多くの場合、障害者施設に住むことで施設に住民票を移します。こうして親と子供(障害者)で世帯所得が分離され、障害者は住民税の非課税世帯に該当することになります。

世帯所得が高い場合、先ほど説明した通り障害福祉サービスの負担上限額は月37,200円(または月9,300円)です。ただ、障害者グループホームや入所施設で暮らせば、住民税の非課税世帯に該当するので障害福祉サービスが無料になるのです。それに加えて、親の介護負担まで軽減されます。

なお障害者グループホームを利用する場合、国や自治体から家賃補助があるため、無料または月1万円台の家賃になります。そのため実質的な支払いは食費や水道光熱費だけであり、障害年金だけでも問題なく生活できます。

こうした理由もあり、障害者グループホームや入所施設(障害者支援施設)での生活を開始する障害者は非常に多いです。

同一世帯の利用額合計が対象になる

なお対象者は少ないですが、高額障害福祉サービス等給付費は同一世帯の利用合計で考えます。例えば月の負担上限額が37,200円であり、以下のケースだとします。

  • 障害者A:月の支払額が40,000円
  • 障害者B:月の支払額が20,000円

このように同じ世帯に障害者が2人いて、月の支払合計額が60,000円の場合、差額の22,800円(60,000 − 37,200 = 22,800)が給付金として支給されます。

いずれにしても、高額障害福祉サービス等給付費は世帯単位で考えます。一つの世帯を基準にして、負担上限額よりも多く支払っているかどうかが給付されるかどうかの判断となります。

申請書やマイナンバーを提出し、利用を開始する

そこで障害者本人または家族は高額障害福祉サービス等給付費を利用できるようにしましょう。役所へ出向き、申請書やマイナンバーを提出することによって給付を開始するのです。
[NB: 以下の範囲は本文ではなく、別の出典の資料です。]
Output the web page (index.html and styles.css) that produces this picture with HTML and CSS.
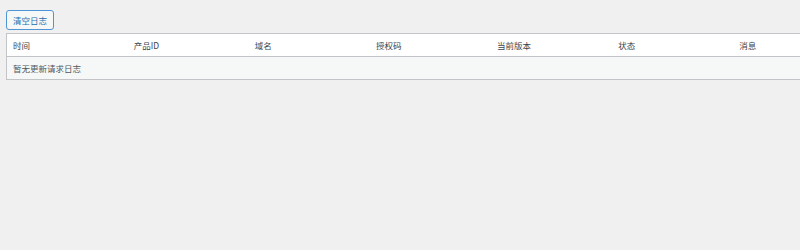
FILE: index.html
```html
<!DOCTYPE html>
<html lang="zh-CN">
<head>
  <meta charset="UTF-8">
  <meta name="viewport" content="width=device-width, initial-scale=1.0">
  <title>更新请求日志</title>
  <link rel="stylesheet" href="styles.css">
</head>
<body>
  <div class="wrap">
    <button class="button">清空日志</button>

    <table class="log-table">
      <thead>
        <tr>
          <th>时间</th>
          <th>产品ID</th>
          <th>域名</th>
          <th>授权码</th>
          <th>当前版本</th>
          <th>状态</th>
          <th>消息</th>
        </tr>
      </thead>
      <tbody>
        <tr>
          <td colspan="7">暂无更新请求日志</td>
        </tr>
      </tbody>
    </table>
  </div>
</body>
</html>
```

FILE: styles.css
```css
html, body {
  margin: 0;
  background-color: #f0f0f1;
  font-family: "Noto Sans CJK SC", "Noto Sans", sans-serif;
  font-size: 8.5px;
  color: #3c434a;
  overflow: hidden;
}
.wrap {
  padding: 10px 0 0 6px;
}
.button {
  display: block;
  height: 20px;
  padding: 0 6px;
  font-family: inherit;
  font-size: 8.5px;
  color: #2271b1;
  background-color: #f6f7f7;
  border: 1px solid #4f94d4;
  border-radius: 3px;
  cursor: pointer;
}
.log-table {
  margin-top: 3px;
  width: 849px;
  table-layout: fixed;
  border-collapse: collapse;
  border: 1px solid #c3c4c7;
}
.log-table th {
  height: 22px;
  padding: 0 6px;
  text-align: left;
  font-weight: normal;
  color: #3c434a;
  background-color: #fff;
  border-bottom: 1px solid #c3c4c7;
}
.log-table td {
  height: 22px;
  padding: 0 6px;
  color: #50575e;
  background-color: #f6f7f7;
}
```
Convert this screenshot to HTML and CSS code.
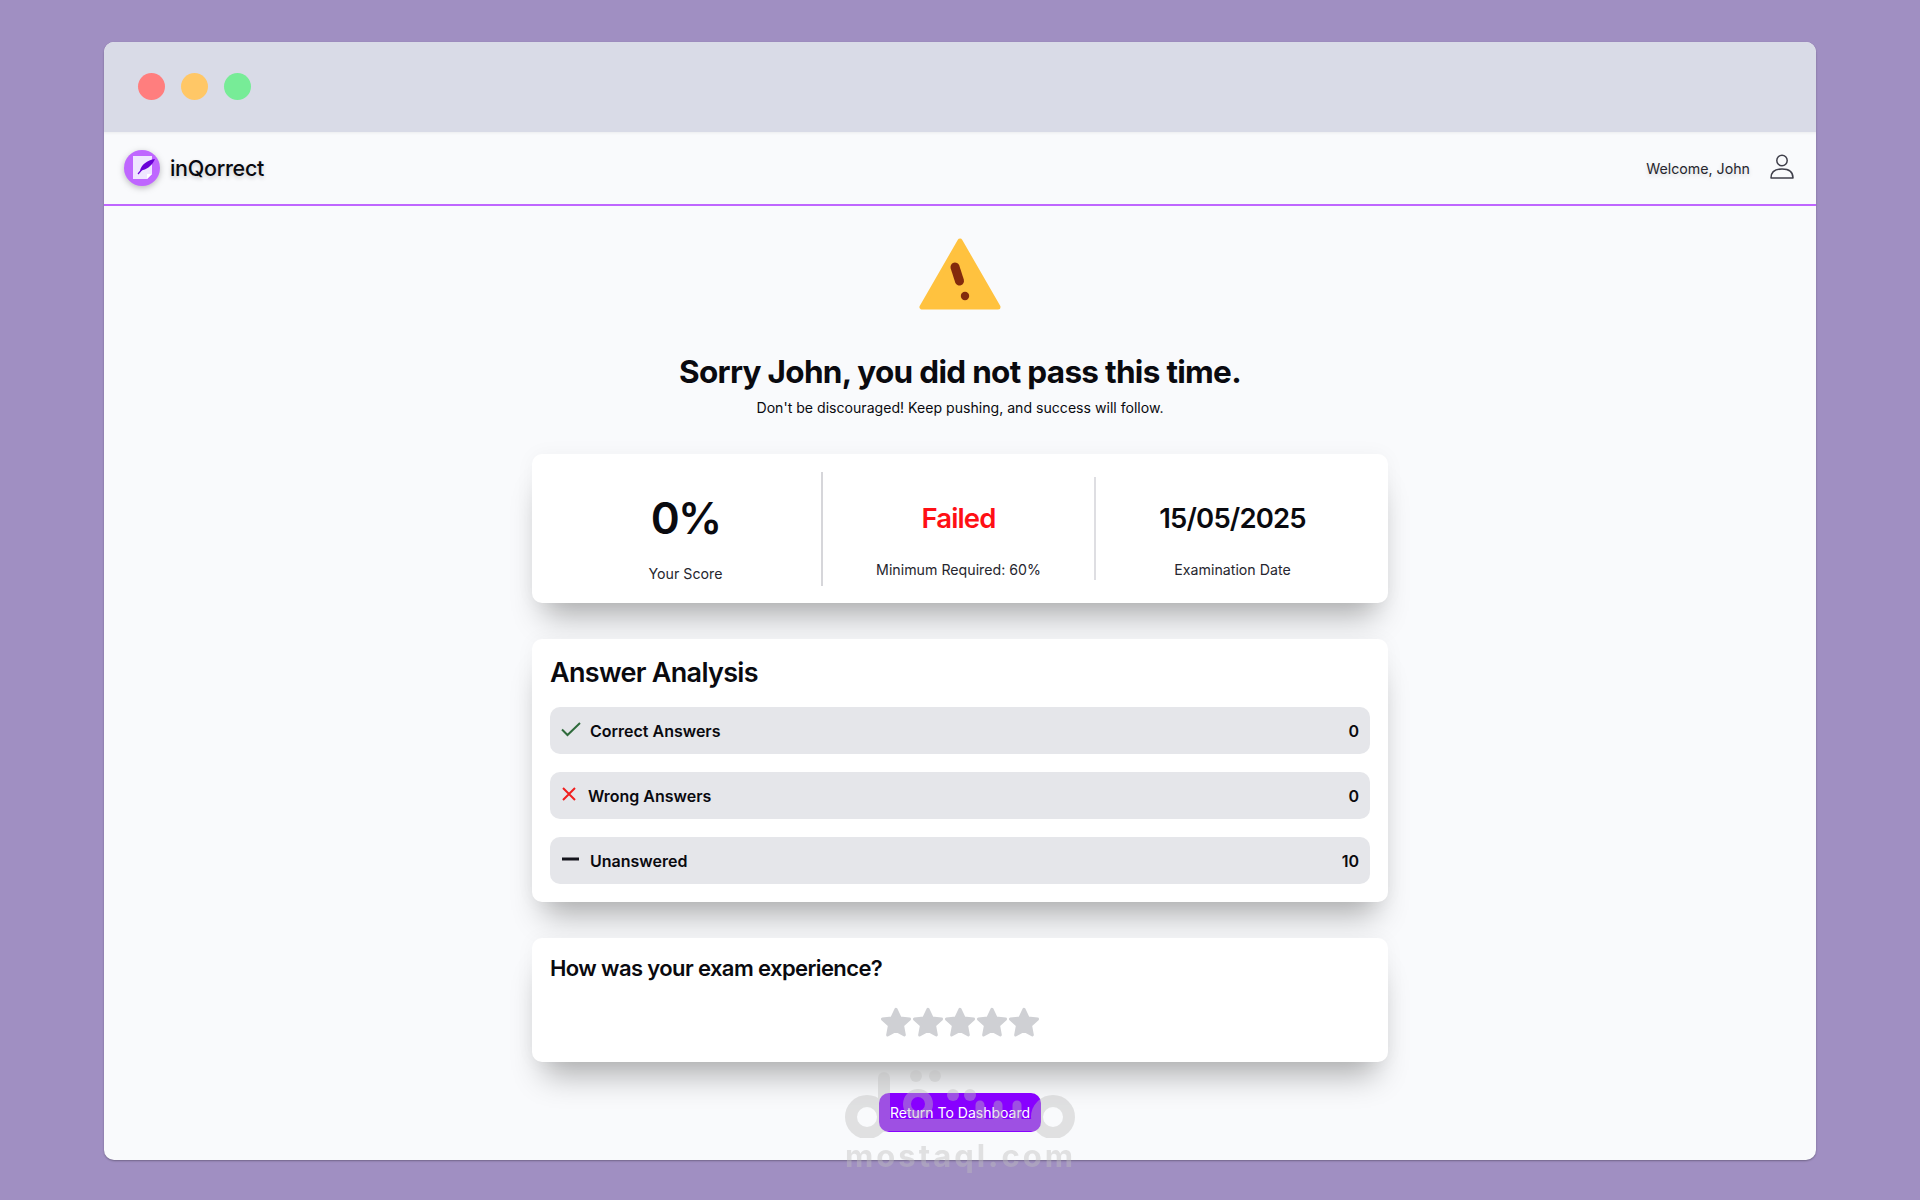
FILE: index.html
```html
<!DOCTYPE html>
<html lang="en">
<head>
    <meta charset="UTF-8">
    <meta name="viewport" content="width=device-width, initial-scale=1.0">
    <title>inQorrect - Exam Result</title>
    <link rel="stylesheet" href="styles.css">
</head>
<body>
    <div class="window">
        <div class="titlebar">
            <span class="dot dot-red"></span>
            <span class="dot dot-yellow"></span>
            <span class="dot dot-green"></span>
        </div>

        <header class="navbar">
            <div class="brand">
                <svg class="brand-logo" viewBox="0 0 36 36">
                    <circle cx="18" cy="18" r="18" fill="#bf66ff"/>
                    <path d="M9 6h19v18l-5 5H9z" fill="#efe6ff"/>
                    <path d="M23 29v-5h5z" fill="#fff"/>
                    <path d="M16 21c1-6 7-11 15-12-2 5-7 10-12 11z" fill="#6a00d8"/>
                    <path d="M14 24l6-7" stroke="#6a00d8" stroke-width="1.2"/>
                </svg>
                <span class="brand-name">inQorrect</span>
            </div>
            <div class="user">
                <span class="welcome">Welcome, John</span>
                <svg class="user-icon" viewBox="0 0 24 25" fill="none" stroke="#3f3f4a" stroke-width="1.5">
                    <circle cx="12" cy="6.5" r="5.2"/>
                    <path d="M1 24c0-6 4-9 11-9s11 3 11 9z" stroke-linejoin="round"/>
                </svg>
            </div>
        </header>

        <main class="content">
            <svg class="warning" viewBox="0 0 82 72">
                <path d="M41 3L3 69h76z" fill="#ffc23f" stroke="#ffc23f" stroke-width="5" stroke-linejoin="round"/>
                <path d="M36 29l4.500 14" stroke="#832a0c" stroke-width="9" stroke-linecap="round"/>
                <circle cx="46" cy="58" r="4.200" fill="#832a0c"/>
            </svg>
            <h1 class="title">Sorry John, you did not pass this time.</h1>
            <p class="subtitle">Don't be discouraged! Keep pushing, and success will follow.</p>

            <section class="card stats">
                <div class="stat stat-score">
                    <div class="score">0%</div>
                    <div class="stat-label">Your Score</div>
                </div>
                <div class="stat stat-status">
                    <div class="stat-value failed">Failed</div>
                    <div class="stat-label">Minimum Required: 60%</div>
                </div>
                <div class="stat stat-date">
                    <div class="stat-value">15/05/2025</div>
                    <div class="stat-label">Examination Date</div>
                </div>
            </section>

            <section class="card analysis">
                <h2>Answer Analysis</h2>
                <div class="row">
                    <svg class="row-icon" viewBox="0 0 20 16" fill="none" stroke="#2f6b3c" stroke-width="2">
                        <path d="M1 8.500l5.500 5.500L19 2"/>
                    </svg>
                    <span class="row-name">Correct Answers</span>
                    <span class="row-count">0</span>
                </div>
                <div class="row">
                    <svg class="row-icon row-icon-x" viewBox="0 0 16 16" fill="none" stroke="#f02020" stroke-width="2">
                        <path d="M2 2l12 12M14 2L2 14"/>
                    </svg>
                    <span class="row-name">Wrong Answers</span>
                    <span class="row-count">0</span>
                </div>
                <div class="row">
                    <svg class="row-icon" viewBox="0 0 20 16" fill="none" stroke="#14141c" stroke-width="3">
                        <path d="M1 8h17"/>
                    </svg>
                    <span class="row-name">Unanswered</span>
                    <span class="row-count">10</span>
                </div>
            </section>

            <section class="card feedback">
                <h3>How was your exam experience?</h3>
                <div class="stars">
                    <svg class="star" viewBox="1.800 1.500 20.400 20.400"><path d="M12 3l2.800 5.900 6.400.8-4.700 4.400 1.200 6.400-5.700-3.100-5.700 3.100 1.200-6.400-4.700-4.400 6.400-.8z"/></svg>
                    <svg class="star" viewBox="1.800 1.500 20.400 20.400"><path d="M12 3l2.800 5.900 6.400.8-4.700 4.400 1.200 6.400-5.700-3.100-5.700 3.100 1.200-6.400-4.700-4.400 6.400-.8z"/></svg>
                    <svg class="star" viewBox="1.800 1.500 20.400 20.400"><path d="M12 3l2.800 5.900 6.400.8-4.700 4.400 1.200 6.400-5.700-3.100-5.700 3.100 1.200-6.400-4.700-4.400 6.400-.8z"/></svg>
                    <svg class="star" viewBox="1.800 1.500 20.400 20.400"><path d="M12 3l2.800 5.900 6.400.8-4.700 4.400 1.200 6.400-5.700-3.100-5.700 3.100 1.200-6.400-4.700-4.400 6.400-.8z"/></svg>
                    <svg class="star" viewBox="1.800 1.500 20.400 20.400"><path d="M12 3l2.800 5.900 6.400.8-4.700 4.400 1.200 6.400-5.700-3.100-5.700 3.100 1.200-6.400-4.700-4.400 6.400-.8z"/></svg>
                </div>
            </section>

            <button class="return-btn">Return To Dashboard</button>
        </main>
    </div>

    <!-- watermark -->
    <div class="watermark">
        <svg class="watermark-logo" viewBox="0 0 230 68" fill="none" stroke="#bebebe" stroke-linecap="round">
            <g stroke-width="12">
                <circle cx="22" cy="47" r="16"/>
                <circle cx="208" cy="47" r="16"/>
                <path d="M39 8v48"/>
            </g>
            <path d="M39 55h153" stroke-width="12" stroke-linecap="butt"/>
            <circle cx="73" cy="34" r="11" stroke-width="8"/>
            <path d="M135 35v16M153 35v16M172 35v16" stroke-width="9"/>
            <g fill="#bebebe" stroke="none">
                <circle cx="71" cy="6" r="6"/>
                <circle cx="90" cy="6" r="6"/>
                <circle cx="108" cy="25" r="6"/>
                <circle cx="125" cy="25" r="6"/>
            </g>
        </svg>
        <div class="watermark-text">mostaql.com</div>
    </div>
</body>
</html>
```

FILE: styles.css
```css
/* page */
body {
    margin: 0;
    height: 1200px;
    box-sizing: border-box;
    padding: 42px 104px 40px;
    background-color: #a08fc2;
    font-family: Inter, 'Liberation Sans', sans-serif;
    color: #0a0a0f;
    position: relative;
    overflow: hidden;
}

.window {
    height: 1118px;
    border-radius: 10px;
    overflow: hidden;
    background-color: #f9fafc;
    box-shadow: 0 1px 2px rgba(0, 0, 0, 0.3);
}

/* title bar */
.titlebar {
    height: 90px;
    box-sizing: border-box;
    padding: 0 34px 2px;
    display: flex;
    align-items: center;
    gap: 16px;
    background-color: #d9dbe7;
}

.dot {
    width: 27px;
    height: 27px;
    border-radius: 50%;
}

.dot-red { background-color: #ff7e7e; }
.dot-yellow { background-color: #ffc766; }
.dot-green { background-color: #77ec97; }

/* nav */
.navbar {
    height: 74px;
    box-sizing: border-box;
    padding: 0 22px 0 20px;
    display: flex;
    align-items: center;
    justify-content: space-between;
    border-bottom: 2px solid #bf66ff;
    box-shadow: inset 0 3px 3px -2px rgba(0, 0, 0, 0.06);
}

.brand {
    display: flex;
    align-items: center;
    gap: 10px;
}

.brand-logo {
    width: 36px;
    height: 36px;
    filter: drop-shadow(0 2px 3px rgba(0, 0, 0, 0.25));
}

.brand-name {
    font-size: 21.500px;
    font-weight: 500;
    letter-spacing: -0.3px;
    text-shadow: 0 2px 4px rgba(0, 0, 0, 0.2);
}

.user {
    display: flex;
    align-items: center;
    gap: 20px;
}

.welcome {
    font-size: 14.200px;
    color: #26262e;
    text-shadow: 0 2px 4px rgba(0, 0, 0, 0.15);
}

.user-icon {
    width: 24px;
    height: 25px;
    margin-top: -4px;
}

/* content */
.content {
    display: flex;
    flex-direction: column;
    align-items: center;
}

.warning {
    width: 82px;
    height: 72px;
    margin-top: 32px;
}

.title {
    margin: 42px 0 0;
    font-size: 31.500px;
    line-height: 40px;
    font-weight: 700;
    letter-spacing: -0.7px;
}

.subtitle {
    margin: 6px 0 0;
    font-size: 14.100px;
    line-height: 20px;
}

.card {
    width: 856px;
    box-sizing: border-box;
    background-color: #fff;
    border-radius: 10px;
    box-shadow: 0 25px 30px -12px rgba(0, 0, 0, 0.3), 0 0 20px rgba(0, 0, 0, 0.04);
}

/* score card */
.stats {
    height: 149px;
    margin-top: 36px;
    padding: 0 18px;
    display: flex;
    align-items: center;
    text-align: center;
}

.stat {
    width: 273px;
    box-sizing: border-box;
}

.stat-score {
    height: 114px;
    padding-top: 20px;
    border-right: 2px solid #d6d6da;
}

.stat-status {
    height: 103px;
    padding-top: 25px;
    border-right: 2px solid #dedee2;
}

.stat-date {
    height: 103px;
    padding-top: 25px;
}

.score {
    font-size: 44px;
    line-height: 52px;
    font-weight: 600;
    letter-spacing: -1.8px;
}

.stat-value {
    font-size: 27.500px;
    line-height: 32px;
    font-weight: 600;
    letter-spacing: -0.85px;
}

.failed {
    color: #ff0f14;
}

.stat-label {
    margin-top: 20px;
    font-size: 14.200px;
    line-height: 20px;
    color: #26262e;
}

.stat-status .stat-label,
.stat-date .stat-label {
    margin-top: 26px;
}

/* answer analysis */
.analysis {
    height: 263px;
    margin-top: 36px;
    padding: 18px;
    display: flex;
    flex-direction: column;
    gap: 18px;
}

.analysis h2 {
    margin: 0;
    height: 32px;
    font-size: 27px;
    line-height: 32px;
    font-weight: 600;
    letter-spacing: -0.7px;
}

.row {
    height: 47px;
    box-sizing: border-box;
    padding: 0 11px;
    display: flex;
    align-items: center;
    gap: 9px;
    background-color: #e5e6ea;
    border-radius: 10px;
    font-size: 16px;
    font-weight: 600;
}

.row-icon {
    width: 20px;
    height: 16px;
    margin-top: -4px;
}

.row-icon-x {
    width: 16px;
    margin-right: 2px;
}

.row-name {
    flex: 1;
}

/* feedback */
.feedback {
    height: 124px;
    margin-top: 36px;
    padding: 18px;
}

.feedback h3 {
    margin: 0;
    font-size: 22px;
    line-height: 24px;
    font-weight: 600;
    letter-spacing: -0.6px;
}

.stars {
    margin-top: 27px;
    display: flex;
    justify-content: center;
    gap: 2px;
}

.star {
    width: 30px;
    height: 30px;
    fill: #cfd0d4;
    stroke: #cfd0d4;
    stroke-width: 2;
    stroke-linejoin: round;
}

/* button */
.return-btn {
    margin-top: 31px;
    width: 162px;
    height: 39px;
    padding: 0;
    border: none;
    border-radius: 10px;
    background-color: #8800ff;
    color: #fff;
    font-family: inherit;
    font-size: 14px;
}

/* watermark over everything */
.watermark {
    position: absolute;
    left: 845px;
    top: 1070px;
    width: 230px;
    opacity: 0.42;
    pointer-events: none;
}

.watermark-logo {
    display: block;
    width: 230px;
    height: 68px;
}

.watermark-text {
    font-size: 31px;
    line-height: 36px;
    font-weight: 700;
    letter-spacing: 3px;
    text-align: center;
    white-space: nowrap;
    color: #bebebe;
}
```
なお提出物についてはマイナンバーカードに限らず、マイナンバー(個人番号)が記載されている住民票でも問題ありません。

実際の申請書は役所で入手できるため、ひとまず役所へ出向けばいいです。

なお、一度申請をすればあとは自動更新になります。毎年、申請しなくても問題ありません。

しかし、振り込みされる口座情報を変更する場合には再申請が必要になります。他には、給付対象にならない年が5年以上継続した後に再び給付対象になった場合についても再申請が必要です。

食費や移動費、移動支援などは補助の対象外

なお高額障害福祉サービス等給付費を利用するにあたり、あくまでも給付対象に該当するのは障害福祉サービスです。そのため、食費や移動費、移動支援などの支払いは給付対象ではありません。

例えば障害者グループホームを利用して一人暮らしをする場合、以下は自費になります。

  • 家賃:補助があるので実際は無料または月1万円台の負担
  • 食費
  • 水道光熱費
  • 日用品費
  • その他の雑費

あらゆる支払いが補助の対象ではなく、高額障害福祉サービス等給付費では、あくまでも障害福祉サービスが給付対象になると理解しましょう。

・補装具費の利用負担は補助の対象

なお高額障害福祉サービス等給付費の補助対象に補装具費があります。障害者であれば補装具を購入することがあり、この費用負担については補助の対象になります。

補助制度の内容を知り、生活できるようにする

健常者とは異なり、障害者は何かとお金がかかります。しかも、多くのケースで障害者は低所得者に該当するのでお金の支払いに苦労します。

そのため、すでに用意されている補助制度を学ぶのは重要です。障害者にとって非常に重要な給付制度に高額障害福祉サービス等給付費があります。

高額障害福祉サービス等給付費を利用することにより、障害者グループホームや入所施設では障害福祉サービスが無料になります。実家で障害者の子供を家族が世話している場合であっても、月9,300円または37,200円の負担上限額になります。

こうした給付制度を利用すれば、たとえ低所得の障害者であっても問題なく生活できます。そこで、高額障害福祉サービス等給付費をうまく活用しましょう。